WTGF
- Milton, Florida; United States;
- Broadcast area: Pensacola, Florida
- Frequency: 90.5 MHz
- Branding: Truth Radio 90.5 FM

Programming
- Format: Southern Gospel

Ownership
- Owner: Faith Baptist Ministries; (Faith Bible College, Inc.);

History
- First air date: 1993-05-14
- Call sign meaning: Where Truth Goes Forth

Technical information
- Licensing authority: FCC
- Facility ID: 20474
- Class: C3
- ERP: 24,000 watts
- HAAT: 75 meters
- Transmitter coordinates: 30°36′15.00″N 87°7′45.00″W﻿ / ﻿30.6041667°N 87.1291667°W

Links
- Public license information: Public file; LMS;
- Webcast: http://wtgffm.com/listen-live/
- Website: http://wtgffm.com

= WTGF =

WTGF (90.5 FM) is a radio station broadcasting a Southern Gospel format.
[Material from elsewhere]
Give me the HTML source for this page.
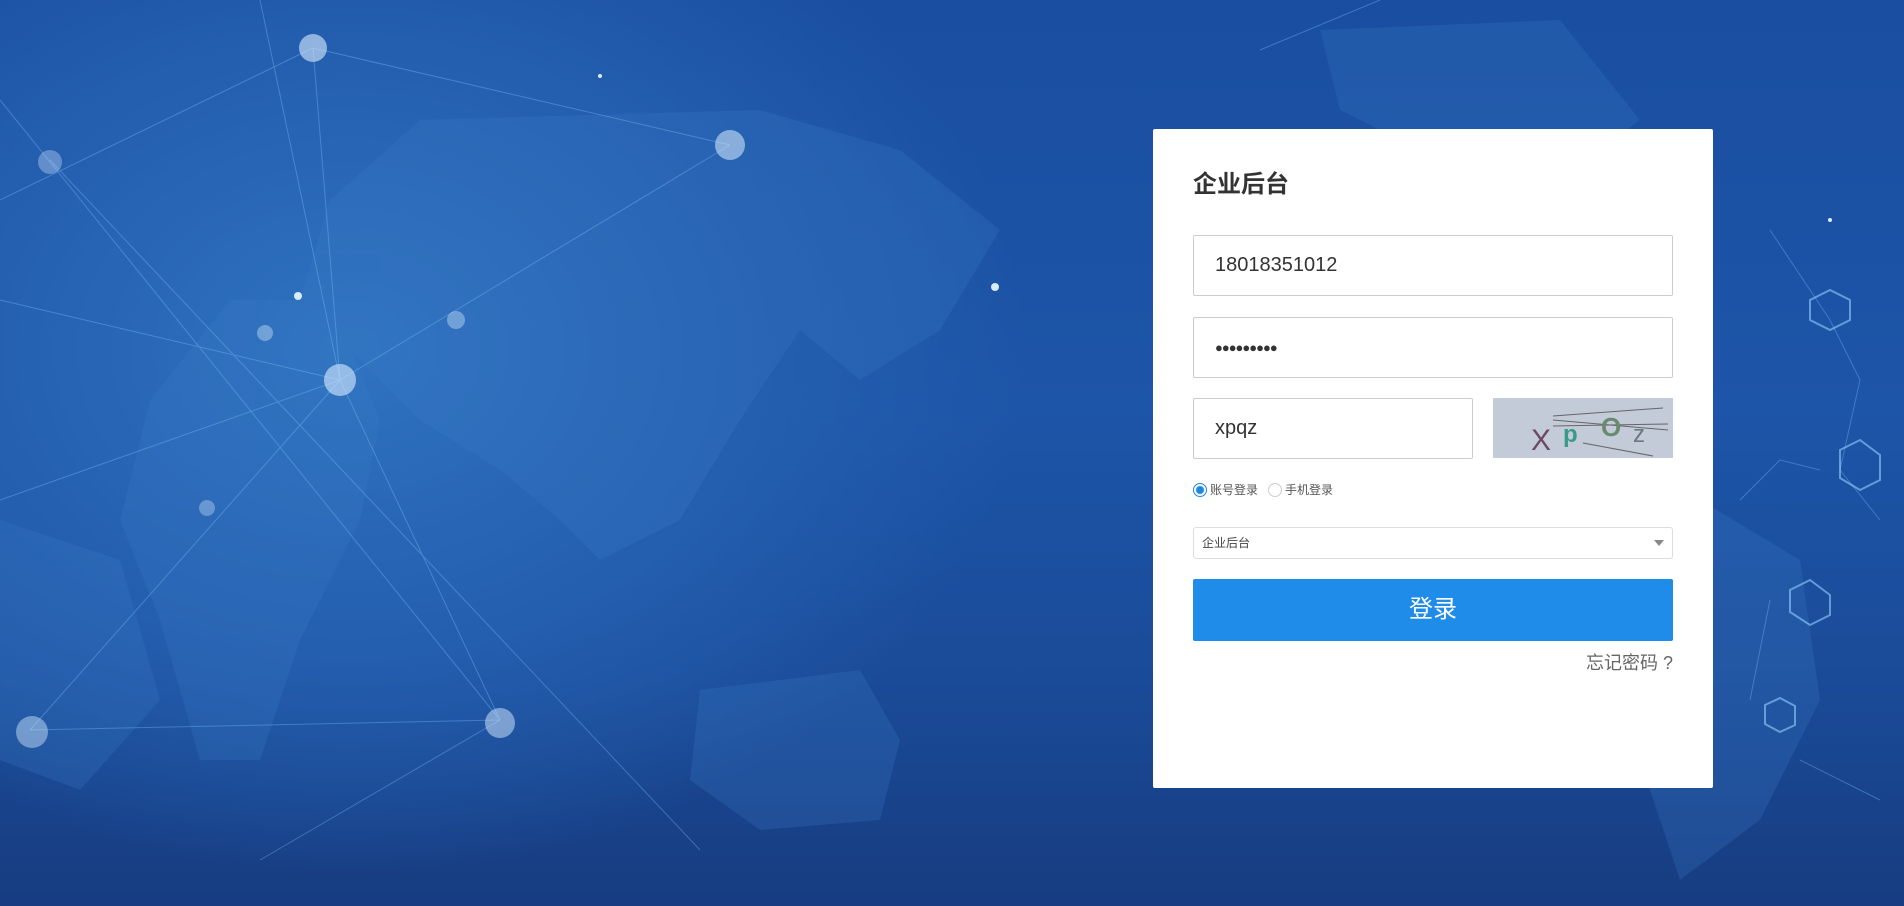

Licensed to Milton, Florida, United States, the station serves the Pensacola area. The station is currently owned by, and is a ministry of, Faith Baptist Ministries.

==History==
The station went on the air as WTGF on 1993-05-14. According to FCC records, the station was silent, and its calls were deleted (as "DWTGF") from 2004-08-31 until 2004-10-21.